*GIVEN TASK:* Tally the lines that hold the word "components" and reply with that figure only.

* * * * * * * * *

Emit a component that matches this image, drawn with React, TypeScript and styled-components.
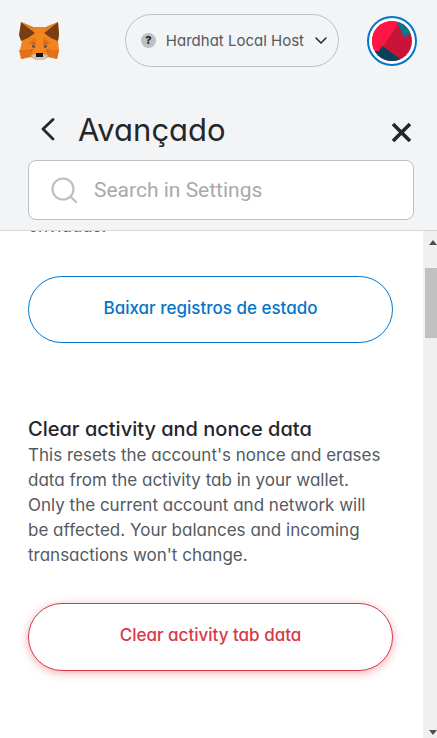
import React from "react";
import styled, { createGlobalStyle, css } from "styled-components";

const colors = {
  text: "#24272a",
  textAlt: "#535a61",
  muted: "#bbc0c5",
  primary: "#0376c9",
  danger: "#d73847",
  surface: "#f2f4f6",
};

const GlobalStyle = createGlobalStyle`
  *, *::before, *::after { box-sizing: border-box; }
  body {
    margin: 0;
    background: #fff;
    color: ${colors.text};
    font-family: Inter, "Liberation Sans", sans-serif;
    font-feature-settings: "cv11";
  }
  button, input { font: inherit; font-feature-settings: inherit; }
  h1, h2, p { margin: 0; }
`;

const Page = styled.div`
  display: flex;
  flex-direction: column;
  height: 100vh;
`;

const Header = styled.header`
  flex: none;
  background: ${colors.surface};
  border-bottom: 1px solid #d6d9dc;
  padding: 14px 20px 10px 18px;
`;

const TopBar = styled.div`
  display: flex;
  align-items: center;
  justify-content: space-between;
  height: 53px;
`;

const LogoButton = styled.button`
  display: flex;
  padding: 0;
  border: 0;
  background: none;
`;

const TopActions = styled.div`
  display: flex;
  align-items: center;
  gap: 28px;
`;

const NetworkButton = styled.button`
  display: flex;
  align-items: center;
  height: 53px;
  padding: 0 10px 0 15px;
  border: 1px solid ${colors.muted};
  border-radius: 27px;
  background: none;
  color: ${colors.textAlt};
  font-size: 15px;
  line-height: 20px;
  white-space: nowrap;
`;

const NetworkBadge = styled.span`
  display: grid;
  place-items: center;
  width: 15px;
  height: 15px;
  margin-right: 10px;
  border-radius: 50%;
  background: ${colors.muted};
  color: ${colors.text};
  font-size: 11px;
  font-weight: 800;
  line-height: 15px;
`;

const NetworkName = styled.span`
  margin-right: 10px;
  text-align: left;
`;

const AccountButton = styled.button`
  display: grid;
  place-items: center;
  width: 50px;
  height: 50px;
  padding: 0;
  border: 2px solid ${colors.primary};
  border-radius: 50%;
  background: #fff;
`;

const TitleRow = styled.div`
  display: flex;
  align-items: center;
  height: 40px;
  margin: 43px 0 10px;
  padding: 0 3px 0 22px;
`;

const IconButton = styled.button`
  display: flex;
  padding: 0;
  border: 0;
  background: none;
  color: ${colors.text};
`;

const Title = styled.h1`
  flex: 1;
  margin-left: 20px;
  font-size: 31px;
  font-weight: 400;
  line-height: 40px;
`;

const SearchBox = styled.label`
  display: flex;
  align-items: center;
  gap: 16px;
  height: 60px;
  margin: 0 3px 0 10px;
  padding: 0 22px;
  border: 1px solid ${colors.muted};
  border-radius: 8px;
  background: #fff;
`;

const SearchInput = styled.input`
  flex: 1;
  min-width: 0;
  padding: 0;
  border: 0;
  outline: 0;
  background: none;
  color: ${colors.text};
  font-family: Roboto, sans-serif;
  font-size: 21px;
  line-height: 28px;
  &::placeholder { color: #a9a9a9; opacity: 1; }
`;

const Body = styled.div`
  display: grid;
  grid-template-columns: minmax(0, 1fr) 14px;
  flex: 1;
  min-height: 0;
  overflow: hidden;
`;

const Content = styled.main`
  min-height: 0;
  overflow: hidden;
  padding: 0 30px 0 28px;
`;

const Section = styled.section<{ $scrolled?: boolean }>`
  margin-top: ${(p) => (p.$scrolled ? "-17px" : "73px")};
`;

const SectionTitle = styled.h2`
  font-size: 20px;
  font-weight: 500;
  line-height: 27px;
`;

const Description = styled.p`
  padding-right: 10px;
  color: ${colors.textAlt};
  font-size: 17px;
  line-height: 25px;
`;

const ActionButton = styled.button<{ $danger?: boolean }>`
  display: block;
  width: 100%;
  height: 67px;
  margin-top: 37px;
  padding: 0 16px 4px;
  border: 1px solid ${colors.primary};
  border-radius: 34px;
  background: #fff;
  color: ${colors.primary};
  font-size: 17px;
  font-weight: 500;
  line-height: 24px;
  ${(p) =>
    p.$danger &&
    css`
      height: 68px;
      margin-top: 35px;
      border-color: ${colors.danger};
      color: ${colors.danger};
      box-shadow: 0 2px 10px rgba(215, 56, 71, 0.4);
    `}
`;

const ScrollTrack = styled.div`
  display: flex;
  flex-direction: column;
  align-items: flex-end;
  overflow: hidden;
  padding: 9px 0 3px;
  background: #f0f0f0;
`;

const ScrollThumb = styled.div`
  width: 12px;
  height: 70px;
  margin: 23px 0 auto;
  background: #c1c1c1;
`;

const FoxLogo = () => (
  <svg width="43" height="40" viewBox="0 0 43 40" aria-hidden="true">
    <path d="M3 1 15 6h13L40 1l1 10-1 9 1 9-2 9-9-2-5 3h-7l-5-3-9 2-2-9 2-9-1-9z" fill="#f08421" />
    <path d="M3 1 17 12 10 17 3 20 1 14z" fill="#763d16" />
    <path d="M40 1 26 12l7 5 7 3 1-6z" fill="#763d16" />
    <path d="m3 1 12 5 2 6zM40 1 28 6l-2 6z" fill="#e67a22" />
    <path d="m17 12-2 8 3 12h7l3-12-2-8z" fill="#f6851b" />
    <path d="m17 16-6 6 6 2 1-4zM26 16l6 6-6 2-1-4z" fill="#e2761b" />
    <path d="M1 29h10l4 6-12 3zM41 29H32l-4 6 11 3z" fill="#e2711f" />
    <path d="m11 22 6-1 1 4-4-2zM32 22l-6-1-1 4 4-2z" fill="#d2601a" />
    <path d="m11 29 4-1-1 4zM32 29l-4-1 1 4z" fill="#cd6116" />
    <path d="m13 34 5-1h7l5 1-2 3-3 2h-7l-3-2z" fill="#d5bfb2" />
    <path d="m14 24 3 1v2l-3-1zM29 24l-3 1v2l3-1z" fill="#524b47" />
    <path d="M18 32h7v4h-7z" fill="#161616" />
  </svg>
);

const Avatar = () => (
  <svg width="40" height="40" viewBox="0 0 40 40" aria-hidden="true">
    <clipPath id="avatar-circle"><circle cx="20" cy="20" r="20" /></clipPath>
    <g clipPath="url(#avatar-circle)">
      <path d="M0 0h40v40H0z" fill="#c81439" />
      <path d="M0 0h24l2 3L8 30l-8 2z" fill="#ff1645" />
      <path d="M24-1 32 16l10-5V-1z" fill="#067a8c" />
      <path d="M0 30h7l3-5 20 14-3 3H0z" fill="#06425c" />
    </g>
  </svg>
);

const ScrollArrow = ({ down }: { down?: boolean }) => (
  <svg width="8" height="5" viewBox="0 0 8 5" aria-hidden="true">
    <path d={down ? "M0 0h8L4 5z" : "M0 5h8L4 0z"} fill="#505050" />
  </svg>
);

export default function App() {
  return (
    <>
      <GlobalStyle />
      <Page>
        <Header>
          <TopBar>
            <LogoButton aria-label="MetaMask"><FoxLogo /></LogoButton>
            <TopActions>
              <NetworkButton>
                <NetworkBadge>?</NetworkBadge>
                <NetworkName>Hardhat Local Host</NetworkName>
                <svg width="14" height="8" viewBox="0 0 14 8" fill="none" aria-hidden="true">
                  <path d="m2 1 5 5 5-5" stroke={colors.text} strokeWidth="1.5" strokeLinecap="round" strokeLinejoin="round" />
                </svg>
              </NetworkButton>
              <AccountButton aria-label="Account"><Avatar /></AccountButton>
            </TopActions>
          </TopBar>
          <TitleRow>
            <IconButton aria-label="Back">
              <svg width="18" height="24" viewBox="0 0 18 24" fill="none" aria-hidden="true">
                <path d="M13 1.5 3 11l10 10" stroke="currentColor" strokeWidth="2.8" strokeLinecap="round" strokeLinejoin="round" />
              </svg>
            </IconButton>
            <Title>Avançado</Title>
            <IconButton aria-label="Close">
              <svg width="24" height="24" viewBox="0 0 24 24" fill="none" aria-hidden="true">
                <path d="m3 6 17 17M20 6 3 23" stroke="currentColor" strokeWidth="3.6" />
              </svg>
            </IconButton>
          </TitleRow>
          <SearchBox>
            <svg width="27" height="27" viewBox="0 0 27 27" fill="none" aria-hidden="true">
              <circle cx="12" cy="12" r="10.5" stroke={colors.muted} strokeWidth="2.2" />
              <path d="m19.5 19.5 5.5 5.5" stroke={colors.muted} strokeWidth="2.4" strokeLinecap="round" />
            </svg>
            <SearchInput type="text" aria-label="Search in Settings" placeholder="Search in Settings" />
          </SearchBox>
        </Header>
        <Body>
          <Content>
            <Section $scrolled>
              <Description>enviadas.</Description>
              <ActionButton>Baixar registros de estado</ActionButton>
            </Section>
            <Section>
              <SectionTitle>Clear activity and nonce data</SectionTitle>
              <Description>
                This resets the account's nonce and erases data from the activity tab in your wallet. Only the current
                account and network will be affected. Your balances and incoming transactions won't change.
              </Description>
              <ActionButton $danger>Clear activity tab data</ActionButton>
            </Section>
          </Content>
          <ScrollTrack aria-hidden="true">
            <ScrollArrow />
            <ScrollThumb />
            <ScrollArrow down />
          </ScrollTrack>
        </Body>
      </Page>
    </>
  );
}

* * * * * * * * *

*TASK ANSWER:* 2